Wednesday, February 2, 2022

The Coming Chinese Famine?

When the good times were rolling in the real estate market in China, the government often displaced farmers in order to give the land to developers.  Many of the ghost cities have been built upon once arable land.  The amount of arable land in China has shrunk dramatically in recent years.  For a country with 1.4 billion people to feed, maintaining farmland seems like a sensible idea.  With approximately 4x the population of the United States, it has less arable land.  China is a food importer and has been stock piling food recently.  China has almost 70% of the world's corn reserves, 60% of the rice, and 51% of the wheat.  China has ad campaigns about cleaning your plate and has banned food channels on social media that waste food.  Recent massive flooding has not been good for the harvest.  Well, government numbers show it is great, but who trusts such news from China?

ADVChina discussed this topic recently as well.  In their travels throughout China, Winston and Matthew went to some rice fields and found reckless use of pesticides.  In the upcoming Olympics, athletes have been warned not to eat local food as it could result in a failed drug test.  Ground water contamination is extremely bad (80 to 90%, depending on rural or urban).  Those with money have their food imported.
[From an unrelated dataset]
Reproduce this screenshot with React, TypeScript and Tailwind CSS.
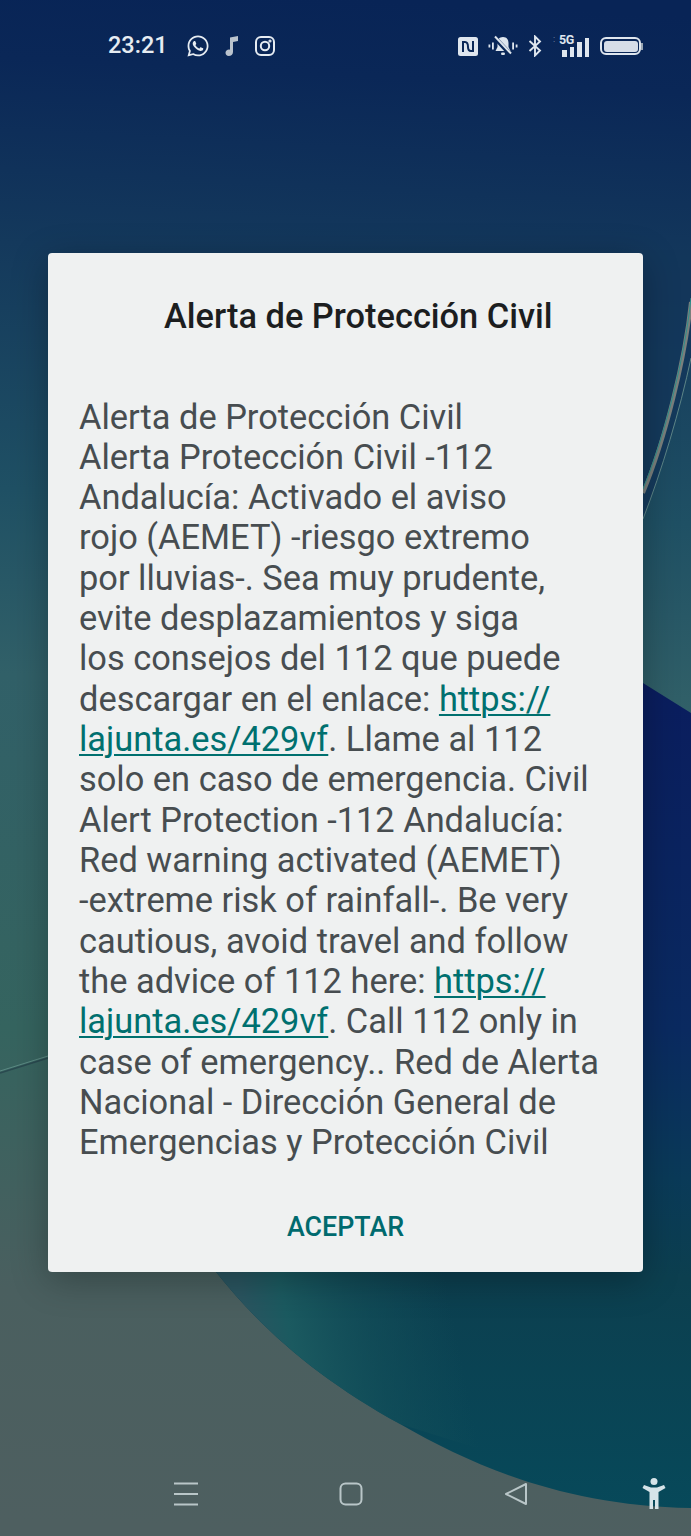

China has suffered a disastrous famine in living memory.  The Great Chinese Famine (1959-61) saw anywhere from 15 million to 55 million die of starvation.  This was not a matter of bad weather.  It was Mao Zedong's implementation of the Great Leap Forward, which included a variety of destructive policies.  One of the most noteworthy was the successful effort to kill birds, presuming that birds had a large impact on grain harvest.  Indeed they did, but in the opposite way predicted.  When the birds were exterminated, the locust populations - which birds eat - thrived and devoured the harvests.  Many Chinese were told to make iron and steel rather than farm.  And then there were the farming techniques imported from Russia, which only a couple decades earlier had starved 4 to 7 million Ukrainians in the Holodomor.

That the Chinese government might once again inflict a famine on its population through bad policies is not hard to believe.